● Set task: Pick out every line of the entries below where "React" occurs, and copy those lines.

● Entries provided:
==*==

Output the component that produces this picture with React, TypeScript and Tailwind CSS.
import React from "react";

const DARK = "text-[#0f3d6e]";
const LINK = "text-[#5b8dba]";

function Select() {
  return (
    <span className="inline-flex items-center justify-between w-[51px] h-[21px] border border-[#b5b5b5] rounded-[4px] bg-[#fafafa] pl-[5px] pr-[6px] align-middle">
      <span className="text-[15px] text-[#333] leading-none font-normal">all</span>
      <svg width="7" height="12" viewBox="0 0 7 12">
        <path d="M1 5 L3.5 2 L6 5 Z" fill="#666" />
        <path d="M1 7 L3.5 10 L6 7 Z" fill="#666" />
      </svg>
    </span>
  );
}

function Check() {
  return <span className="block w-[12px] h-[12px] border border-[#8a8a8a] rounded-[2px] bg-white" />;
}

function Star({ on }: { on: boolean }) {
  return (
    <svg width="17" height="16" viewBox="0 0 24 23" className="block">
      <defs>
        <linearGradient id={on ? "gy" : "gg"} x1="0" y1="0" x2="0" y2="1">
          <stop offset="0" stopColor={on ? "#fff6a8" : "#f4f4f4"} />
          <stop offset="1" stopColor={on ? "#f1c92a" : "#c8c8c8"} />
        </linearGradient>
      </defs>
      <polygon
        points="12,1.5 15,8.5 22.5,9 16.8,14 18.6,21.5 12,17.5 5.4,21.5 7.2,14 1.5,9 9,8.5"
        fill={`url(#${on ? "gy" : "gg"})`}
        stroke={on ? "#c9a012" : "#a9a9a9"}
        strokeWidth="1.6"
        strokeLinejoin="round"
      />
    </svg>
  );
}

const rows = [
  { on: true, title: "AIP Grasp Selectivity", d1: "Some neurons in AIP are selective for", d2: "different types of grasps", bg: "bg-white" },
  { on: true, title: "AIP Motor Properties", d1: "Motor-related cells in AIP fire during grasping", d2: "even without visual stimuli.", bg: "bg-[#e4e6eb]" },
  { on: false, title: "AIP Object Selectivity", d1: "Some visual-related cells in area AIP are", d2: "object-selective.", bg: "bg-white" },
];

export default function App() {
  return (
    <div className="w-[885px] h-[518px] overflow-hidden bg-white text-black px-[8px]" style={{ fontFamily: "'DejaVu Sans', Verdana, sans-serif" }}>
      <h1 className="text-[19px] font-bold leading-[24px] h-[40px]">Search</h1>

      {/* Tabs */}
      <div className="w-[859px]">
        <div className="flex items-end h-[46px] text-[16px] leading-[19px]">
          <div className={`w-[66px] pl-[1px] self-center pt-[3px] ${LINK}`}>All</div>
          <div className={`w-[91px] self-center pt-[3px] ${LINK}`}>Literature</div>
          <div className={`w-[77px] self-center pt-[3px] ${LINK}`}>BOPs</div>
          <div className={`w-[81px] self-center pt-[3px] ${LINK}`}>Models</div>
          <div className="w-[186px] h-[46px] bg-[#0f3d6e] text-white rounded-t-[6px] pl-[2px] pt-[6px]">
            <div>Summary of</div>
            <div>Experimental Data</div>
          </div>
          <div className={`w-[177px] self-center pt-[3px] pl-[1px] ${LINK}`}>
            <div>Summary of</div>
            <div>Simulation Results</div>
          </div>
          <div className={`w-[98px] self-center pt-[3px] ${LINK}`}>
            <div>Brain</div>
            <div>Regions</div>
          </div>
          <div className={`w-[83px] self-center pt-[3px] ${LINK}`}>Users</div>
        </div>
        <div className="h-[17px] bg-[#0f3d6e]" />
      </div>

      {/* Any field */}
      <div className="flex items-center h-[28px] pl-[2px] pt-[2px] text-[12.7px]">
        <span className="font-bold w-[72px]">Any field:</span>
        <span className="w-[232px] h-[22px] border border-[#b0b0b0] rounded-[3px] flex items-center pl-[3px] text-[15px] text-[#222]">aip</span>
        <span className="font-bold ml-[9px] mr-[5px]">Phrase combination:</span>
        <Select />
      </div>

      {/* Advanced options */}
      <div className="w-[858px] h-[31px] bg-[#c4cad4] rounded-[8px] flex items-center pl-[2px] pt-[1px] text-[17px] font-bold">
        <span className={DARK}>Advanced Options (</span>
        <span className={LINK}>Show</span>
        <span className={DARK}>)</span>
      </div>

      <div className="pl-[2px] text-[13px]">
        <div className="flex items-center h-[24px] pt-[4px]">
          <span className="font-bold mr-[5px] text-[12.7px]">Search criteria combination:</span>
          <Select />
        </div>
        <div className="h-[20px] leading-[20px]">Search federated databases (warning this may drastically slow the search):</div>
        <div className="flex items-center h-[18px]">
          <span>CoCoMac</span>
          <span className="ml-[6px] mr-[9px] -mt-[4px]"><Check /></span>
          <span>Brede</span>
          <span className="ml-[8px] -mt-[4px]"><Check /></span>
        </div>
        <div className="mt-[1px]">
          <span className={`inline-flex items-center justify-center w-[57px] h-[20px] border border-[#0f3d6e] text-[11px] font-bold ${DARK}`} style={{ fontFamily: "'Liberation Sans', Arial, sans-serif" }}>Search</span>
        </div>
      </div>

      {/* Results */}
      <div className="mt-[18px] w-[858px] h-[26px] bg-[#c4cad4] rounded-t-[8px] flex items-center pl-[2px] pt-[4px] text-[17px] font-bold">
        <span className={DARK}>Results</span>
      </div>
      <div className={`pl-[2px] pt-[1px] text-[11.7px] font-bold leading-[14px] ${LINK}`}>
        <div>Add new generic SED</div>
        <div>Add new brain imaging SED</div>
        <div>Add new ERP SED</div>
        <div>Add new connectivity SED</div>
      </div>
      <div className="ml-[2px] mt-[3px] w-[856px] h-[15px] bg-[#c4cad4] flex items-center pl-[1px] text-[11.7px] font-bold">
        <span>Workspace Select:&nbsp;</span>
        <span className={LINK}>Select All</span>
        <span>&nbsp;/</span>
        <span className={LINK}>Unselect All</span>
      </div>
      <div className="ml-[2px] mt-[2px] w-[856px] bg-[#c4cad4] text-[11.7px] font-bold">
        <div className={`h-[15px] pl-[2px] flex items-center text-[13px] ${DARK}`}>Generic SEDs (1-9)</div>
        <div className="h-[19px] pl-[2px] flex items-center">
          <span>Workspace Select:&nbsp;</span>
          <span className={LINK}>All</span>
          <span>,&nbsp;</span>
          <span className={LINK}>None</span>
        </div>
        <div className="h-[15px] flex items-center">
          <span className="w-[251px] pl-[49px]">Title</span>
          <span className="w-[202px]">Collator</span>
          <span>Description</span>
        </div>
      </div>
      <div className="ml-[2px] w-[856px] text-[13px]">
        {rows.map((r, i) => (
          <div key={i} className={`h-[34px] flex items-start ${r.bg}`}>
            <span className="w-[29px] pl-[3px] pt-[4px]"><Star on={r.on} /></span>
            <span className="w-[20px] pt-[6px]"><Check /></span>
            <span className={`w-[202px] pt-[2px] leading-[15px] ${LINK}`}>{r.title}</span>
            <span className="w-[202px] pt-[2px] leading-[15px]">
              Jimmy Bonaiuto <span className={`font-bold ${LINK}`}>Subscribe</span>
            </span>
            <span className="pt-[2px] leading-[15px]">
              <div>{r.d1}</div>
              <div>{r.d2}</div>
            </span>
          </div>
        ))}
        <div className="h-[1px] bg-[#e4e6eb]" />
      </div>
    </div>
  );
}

==*==

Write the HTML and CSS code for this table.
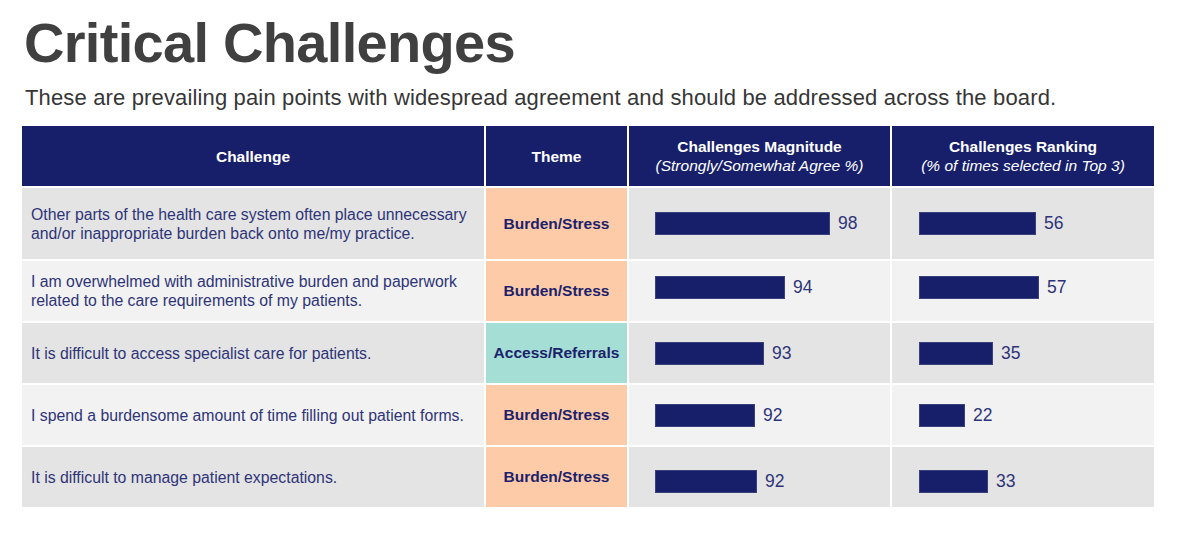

==*==

● Expected answer:
Output the component that produces this picture with React, TypeScript and Tailwind CSS.
import React from "react";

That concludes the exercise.